Collective voices singing the alphabet or counting aloud or Yes, Mrs. Thomson, drill into memory and sit there, echoing uncanny, into adulthood. There were two rooms only at No. 523—little and big. We learn to spell, we learn to read, we do our sums. We behave, salute the flag. Days, months and seasons are taught using paper wheels, each rotated on a split pin. (This means that Sunday & Monday are always touching, so too are December & January, and the seasons have clear boundaries, like a pie sliced into quarters.) History was a goldmine: specks of dust, colonial paintings and the sun beating down. The land, pocked and knotted still with traces of rush and shove. Memory dislodged from history, is it possible? We were children of farmers, weather-contingent and woven from yarn. We lie on the grass, squint in the sun, head resting on difficult soil. An ant storm, swirling round the tongue. I love it, still.

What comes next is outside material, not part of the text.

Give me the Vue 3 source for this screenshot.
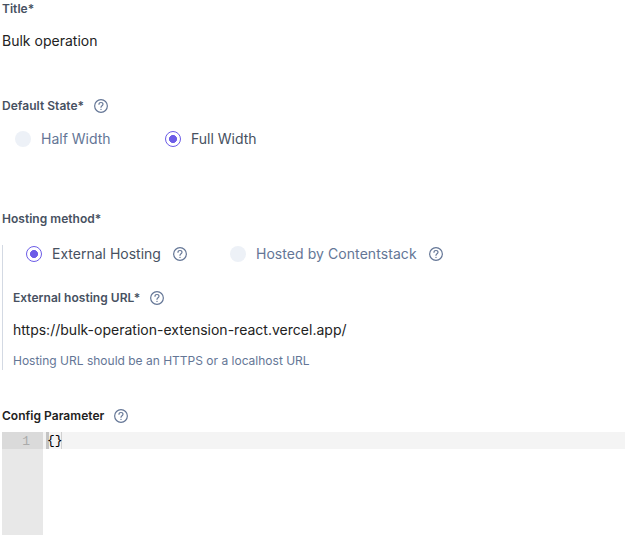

Like a dream that pulls you back somewhere you have been, have never been before. Recall the middle, deep in the chest. To the north, Mount Cole in a eucalyptus haze; Nanna’s playing euchre with her friends. South-east to the township—grainy footage of my father as a boy, skipping electric, Dec. 1961. And then, me, in the school yard, singing silly songs with my friend; Hopscotch; Rounders; 44; séances in the cleaner’s closet until the teachers found out. Christmas concerts at the Hall across the road, so many blinking eyes, generators of past, of present. Bearable memory, crossed over. The place remains, does not remain, is never the same. Tumbling sky, tornados of earth. Huntsman in my father’s palm.
Major Thomas Mitchell, explorer, spends a night beneath Saddle Rock in 1836. Within twenty years, a gold rush along the creek, Hello, mate! What luck? and fifteen fights in a day.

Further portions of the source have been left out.